Valéria afirma que o preconceito não acontece somente nas relações sociais do local de destino dos migrantes e dos encontros cotidianos privados, mas é reforçado por declarações ofensivas e xenofóbicas de alguns políticos que acabam por legitimar atitudes de preconceito. A pesquisadora lembra da visita que o presidente Jair Bolsonaro fez à Bahia, em 2019, para inauguração de uma usina em Sobradinho. Em vídeo gravado junto com um deputado o presidente justifica o aumento de sua frequência de suas viagens à Bahia: “Segunda vez que vem à Bahia, várias vezes já no Nordeste, cê tá virando um cabra da peste?”, pergunta o deputado no vídeo. “Só tá faltando crescer um pouquinho minha cabeça”, responde Bolsonaro, rindo. A frase se refere ao estereótipo de que o nordestino tem a “cabeça grande e chata”. Para a pesquisadora, o fato de as declarações virem do presidente só piora a situação porque ele acaba legitimando e estimulando comportamentos xenófobos da sociedade mais ampla.

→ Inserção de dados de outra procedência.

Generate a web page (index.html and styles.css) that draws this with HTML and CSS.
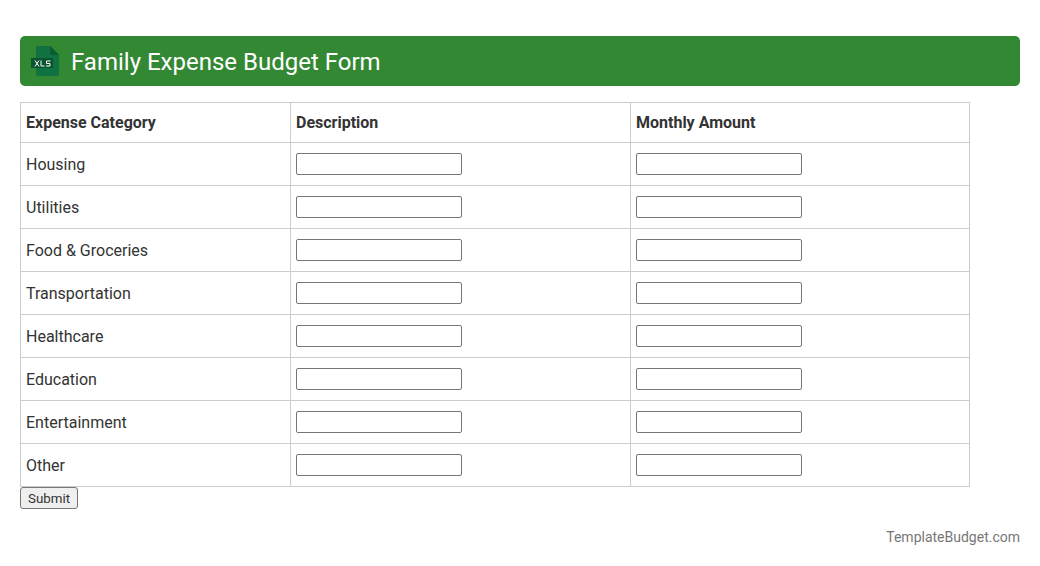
FILE: index.html
```html
<!DOCTYPE html>
<html lang="en">

<head>
    <meta charset="UTF-8">
    <title>Family Expense Budget Form</title>
    <link rel="stylesheet" href="styles.css">
</head>

<body>
    <!-- Title bar -->
    <h1 class="title-bar">
        <svg class="xls-icon" width="30" height="30" viewBox="0 0 30 30">
            <path d="M6 1Q6 0 7 0H20L29 9V28Q29 30 27 30H8Q6 30 6 28Z" fill="#107241"/>
            <path d="M20 0L29 9H22Q20 9 20 7Z" fill="#0b5a32"/>
            <rect x="1" y="12" width="22" height="10" fill="#0b5430"/>
            <path d="M5 14.5L9 20.5M9 14.5L5 20.5M11 14.5V20H14.5M20.5 15H16.5V17.5H20V20H16" fill="none" stroke="#fff" stroke-width="1"/>
        </svg>
        <span class="title-text">Family Expense Budget Form</span>
    </h1>

    <form>
        <table class="budget-table">
            <tr>
                <th class="col-category">Expense Category</th>
                <th class="col-desc">Description</th>
                <th>Monthly Amount</th>
            </tr>
            <tr>
                <td>Housing</td>
                <td><input type="text"></td>
                <td><input type="text"></td>
            </tr>
            <tr>
                <td>Utilities</td>
                <td><input type="text"></td>
                <td><input type="text"></td>
            </tr>
            <tr>
                <td>Food &amp; Groceries</td>
                <td><input type="text"></td>
                <td><input type="text"></td>
            </tr>
            <tr>
                <td>Transportation</td>
                <td><input type="text"></td>
                <td><input type="text"></td>
            </tr>
            <tr>
                <td>Healthcare</td>
                <td><input type="text"></td>
                <td><input type="text"></td>
            </tr>
            <tr>
                <td>Education</td>
                <td><input type="text"></td>
                <td><input type="text"></td>
            </tr>
            <tr>
                <td>Entertainment</td>
                <td><input type="text"></td>
                <td><input type="text"></td>
            </tr>
            <tr>
                <td>Other</td>
                <td><input type="text"></td>
                <td><input type="text"></td>
            </tr>
        </table>
        <button type="submit" class="submit-btn">Submit</button>
    </form>

    <div class="credit">TemplateBudget.com</div>
</body>

</html>
```

FILE: styles.css
```css
body {
    font-family: Roboto, sans-serif;
    font-size: 16px;
    color: #333;
    background: #fff;
    margin: 0;
    padding: 36px 20px 0;
}

/* Title bar */
.title-bar {
    display: flex;
    align-items: center;
    gap: 11px;
    height: 50px;
    margin: 0 0 16px;
    padding: 0 10px;
    background: #338833;
    border-radius: 5px;
    color: #fff;
    font-size: 24px;
    font-weight: 400;
}

.title-text {
    padding-top: 2px;
}

.xls-icon {
    flex-shrink: 0;
}

/* Table */
.budget-table {
    width: 950px;
    border-collapse: collapse;
    table-layout: fixed;
}

.budget-table th,
.budget-table td {
    border: 1px solid #ccc;
    padding: 10px 5px;
    text-align: left;
}

.budget-table th {
    height: 19px;
    font-weight: bold;
}

.col-category {
    width: 259px;
}

.col-desc {
    width: 329px;
}

.budget-table input {
    display: block;
    width: 166px;
    height: 22px;
    box-sizing: border-box;
    margin: 0;
    border: 1px solid #767676;
    border-radius: 2px;
}

.submit-btn {
    display: block;
    width: 58px;
    height: 22px;
    padding: 0;
    font-family: Roboto, sans-serif;
    font-size: 13.33px;
    color: #333;
    background: #efefef;
    border: 1px solid #767676;
    border-radius: 3px;
}

/* Footer */
.credit {
    margin-top: 20px;
    text-align: right;
    font-size: 14px;
    color: #777;
}
```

Saindo da esfera pública para a privada, o estereótipo construído em torno do migrante dessas regiões brasileiras é o de um ser humano inferior, ignorante, feio e sem capacidade de exercer atividades laborais intelectualizadas. Nas grandes cidades, sobram para eles os trabalhos informais, os serviços domésticos, a fábrica e a construção civil. Segundo a pesquisadora, o preconceito pode ser percebido em todo lugar, mas foi nos bairros da Zona Leste paulistana que o estudo se debruçou e trouxe mais detalhes sobre o assunto.
Zona Leste de São Paulo
A partir dos anos 1960, a região acabou sendo destino de muitos dos que vinham do Nordeste em virtude da melhor oferta de infraestrutura de transporte coletivo (rede ferroviária), de moradia mais barata e da presença de algumas indústrias empregadoras. Os pontos de chegada eram a Hospedaria dos Imigrantes (hoje, Museu do Imigrante, R. Visconde de Parnaíba, 1.316 – Mooca) e a Estação do Brás. Alguns ficavam em pensões, em casa de amigos, de parentes e outros ficavam expostos aos atravessadores que, da própria Estação do Brás, os conduziam para subempregos e trabalhos braçais.

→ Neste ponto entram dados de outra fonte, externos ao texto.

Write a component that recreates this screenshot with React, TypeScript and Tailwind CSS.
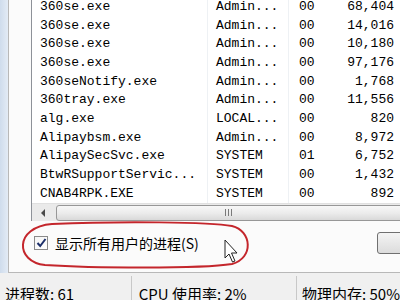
import React from "react";

const rows: [string, string, string, string][] = [
  ["360se.exe", "Admin...", "00", "68,404"],
  ["360se.exe", "Admin...", "00", "14,016"],
  ["360se.exe", "Admin...", "00", "10,180"],
  ["360se.exe", "Admin...", "00", "97,176"],
  ["360seNotify.exe", "Admin...", "00", "1,768"],
  ["360tray.exe", "Admin...", "00", "11,556"],
  ["alg.exe", "LOCAL...", "00", "820"],
  ["Alipaybsm.exe", "Admin...", "00", "8,972"],
  ["AlipaySecSvc.exe", "SYSTEM", "01", "6,752"],
  ["BtwRSupportServic...", "SYSTEM", "00", "1,432"],
  ["CNAB4RPK.EXE", "SYSTEM", "00", "892"],
];

export default function App() {
  const mono = { fontFamily: '"Liberation Mono", "DejaVu Sans Mono", monospace' };
  const cjk = { fontFamily: '"Noto Sans CJK SC", "Noto Sans", sans-serif' };
  return (
    <div className="relative w-[400px] h-[300px] overflow-hidden bg-[#f0f0f0] flex flex-col">
      <div className="flex h-[273px] shrink-0">
        <div className="w-[8px] bg-gradient-to-r from-[#cfdcec] to-[#e3ebf5]" />
        <div className="flex-1 flex flex-col border-l border-b border-[#b8b8b8] bg-[#fbfbfb] pl-[22px]">
          <div className="h-[221px] flex flex-col border-l border-[#8e9299] bg-white">
            <div className="relative flex-1 overflow-hidden" style={mono}>
              <div className="absolute left-[175px] top-0 bottom-0 w-px bg-[#eef1f4]" />
              <div className="absolute left-[256px] top-0 bottom-0 w-px bg-[#eef1f4]" />
              <div className="-mt-[3px] flex flex-col text-[13px] text-black">
                {rows.map((r, i) => (
                  <div key={i} className="h-[18.7px] flex items-center leading-none">
                    <div className="w-[184px] pl-[8px] whitespace-nowrap">{r[0]}</div>
                    <div className="w-[83px] whitespace-nowrap">{r[1]}</div>
                    <div className="w-[40px]">{r[2]}</div>
                    <div className="w-[55px] text-right">{r[3]}</div>
                  </div>
                ))}
              </div>
            </div>
            <div className="h-[18px] flex items-center bg-[#eaeaea] border-t border-[#e0e0e0]">
              <div className="w-[22px] flex items-center justify-center">
                <svg width="6" height="8" viewBox="0 0 6 8">
                  <path d="M5 0 L1 4 L5 8 Z" fill="#4a4a4a" />
                </svg>
              </div>
              <div className="flex-1 h-[16px] ml-[2px] -mr-[40px] rounded-[3px] border border-[#979797] bg-gradient-to-b from-[#f7f7f7] via-[#ececec] to-[#d9d9d9] flex items-center justify-center">
                <div className="flex gap-[2px] -ml-[40px]">
                  <div className="w-px h-[7px] bg-[#7a7a7a]" />
                  <div className="w-px h-[7px] bg-[#7a7a7a]" />
                  <div className="w-px h-[7px] bg-[#7a7a7a]" />
                </div>
              </div>
            </div>
          </div>
          <div className="flex-1 flex items-start relative">
            <div className="flex items-center mt-[15px] ml-[3px] gap-[7px]">
              <div className="w-[14px] h-[14px] border border-[#8a8a8a] bg-gradient-to-br from-[#f4f4f4] to-[#ffffff] flex items-center justify-center">
                <svg width="11" height="10" viewBox="0 0 11 10">
                  <path d="M1.5 5 L4.2 8 L9.5 1" stroke="#1c2f6a" strokeWidth="2" fill="none" />
                </svg>
              </div>
              <span className="text-[14px] text-black leading-none" style={cjk}>
                显示所有用户的进程(S)
              </span>
            </div>
            <div className="absolute left-[346px] top-[11px] w-[60px] h-[22px] rounded-[3px] border border-[#707070] bg-gradient-to-b from-[#f4f4f4] to-[#dcdcdc]" />
          </div>
        </div>
      </div>
      <div className="h-[3px] shrink-0" />
      <div className="flex-1 flex text-[15px] text-black leading-none" style={cjk}>
        <div className="w-[133px] border-r border-[#c8c8c8] pl-[5px] pt-[10px] whitespace-nowrap">进程数: 61</div>
        <div className="w-[167px] border-r border-[#c8c8c8] pl-[7px] pt-[10px] whitespace-nowrap">CPU 使用率: 2%</div>
        <div className="flex-1 pl-[5px] pt-[10px] whitespace-nowrap">物理内存: 50%</div>
      </div>
      <svg className="absolute left-0 top-0 pointer-events-none" width="400" height="300">
        <path
          d="M52 224 C 120 221, 210 222, 232 226 C 252 231, 254 258, 232 264 C 200 269, 90 268, 45 265 C 15 262, 14 227, 52 224 Z"
          fill="none"
          stroke="#c4262c"
          strokeWidth="2"
        />
        <path
          d="M225 240 L225 258 L229 254 L232.5 262 L235 261 L231.5 253 L237 253 Z"
          fill="#ffffff"
          stroke="#222"
          strokeWidth="1"
          strokeLinejoin="round"
        />
      </svg>
    </div>
  );
}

Entre a década de 1970 e 1990, a Praça Sílvio Romero, no Tatuapé, ficou conhecida como ponto de encontro dos nordestinos. O lugar era “uma extensa rede de comunicação entre o sertão baiano e a cidade de São Paulo” para troca de bens entre os que chegavam e os que iam para seus Estados de origem. Os que voltavam, levavam objetos que simbolizavam sucesso migratório (eletroeletrônicos, por exemplo) e os que vinham traziam produtos típicos de suas terras (doces, compotas, frutas e outros alimentos). Cartas chegavam e iam também com notícias de cada lugar.
A professora Valéria lembra ainda que o início das migrações do Nordeste para o Sudeste data do começo do século 20, sendo a década de 1930 o marco de sua intensificação. Esses movimentos perpassaram todo o século, chegando ao 21 com uma grande diversidade de fluxos migratórios e contextos diversificados que explicariam a heterogênea presença nordestina no Sudeste.